The truth that many people never understand, until it is too late, is that the more you try to avoid suffering, the more you suffer, because smaller and more insignificant things begin to torture you, in proportion to your fear of being hurt. The one who does most to avoid suffering is, in the end, the one who suffers most: and his suffering comes to him from things so little and so trivial that one can say that it is no longer objective at all. It is his own existence, his own being, that is at once the subject and the source of his pain, and his very existence and consciousness is his greatest torture.

In our era of digital distractions, it’s easy to see the truth Merton is pointing toward. At the time he wrote it, he couldn’t have known that two and three generations later people would be so inundated with small ways to avoid solitude and suffering that they would nearly forget such things exist. The peril is even greater for millennials, who have scarcely known a time before social media and virtual reality. Even those of us who grew up before smartphones and Facebook struggle today to get by without them—but at least we can recall a time when they weren’t around. Young people now beset by social media have the greater burden to overcome.

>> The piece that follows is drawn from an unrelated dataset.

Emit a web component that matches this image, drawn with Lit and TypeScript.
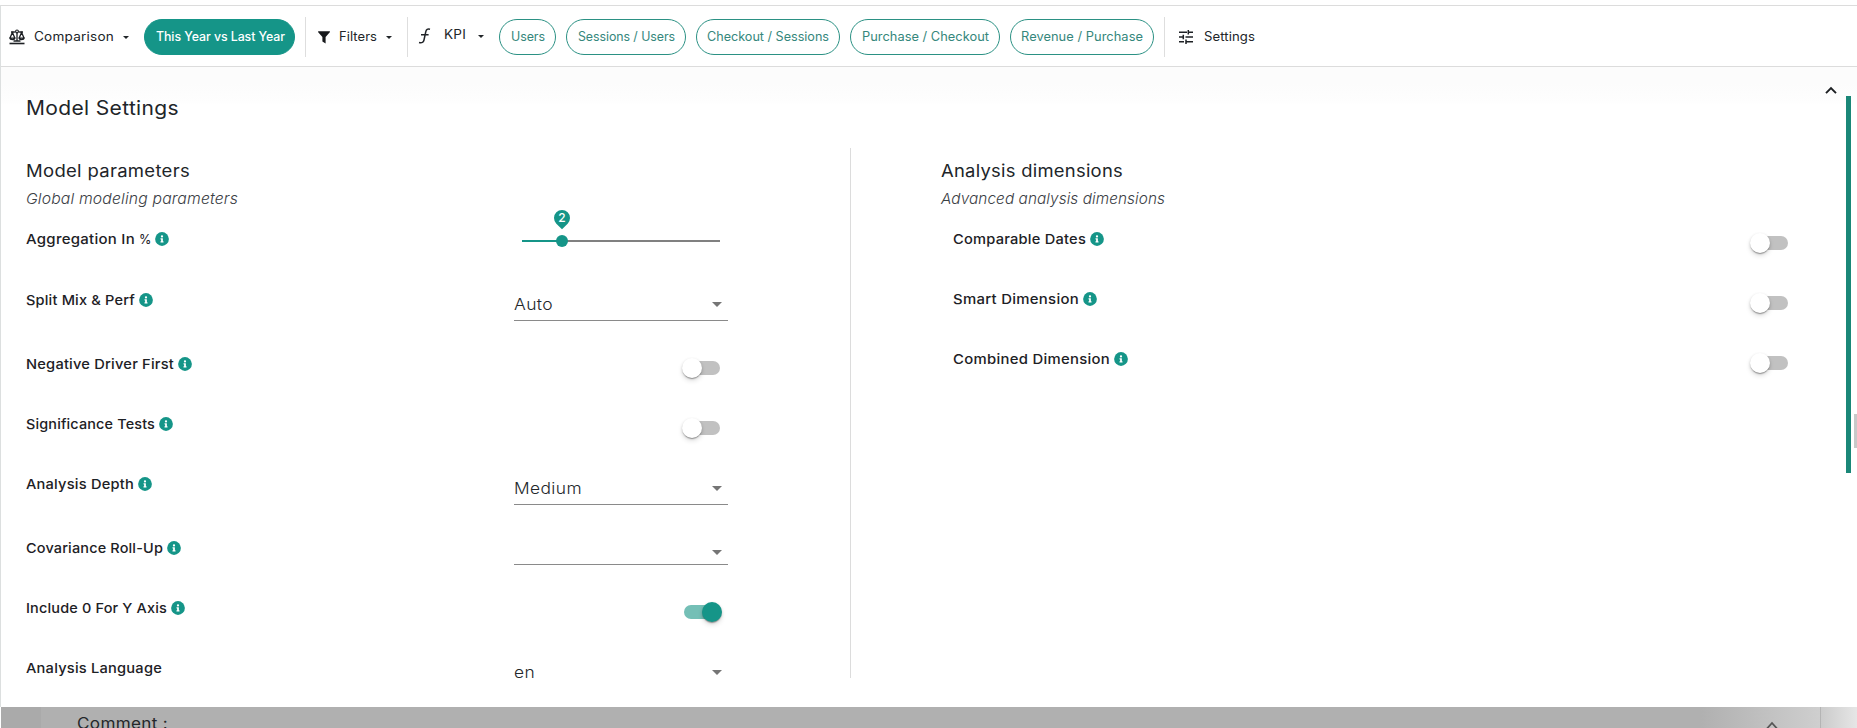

The stakes are high. If we don’t learn how to be alone, we won’t know how to be together—or how to cope with the suffering and pain that life will inevitably send our way. To the extent that we obsessively use social media and smartphones to avoid solitude and the suffering it can bring (as well as peace and even pleasure), then indeed, “smaller and more insignificant things” begin to torture us.

We’ll come to believe that no amount of social media or video games or online shopping is too much, because we need all we can get to keep pain and suffering at bay. In that case, we’d better keep our smartphones with us, “like appendages,” and stay logged in—even when we’re alone in the woods.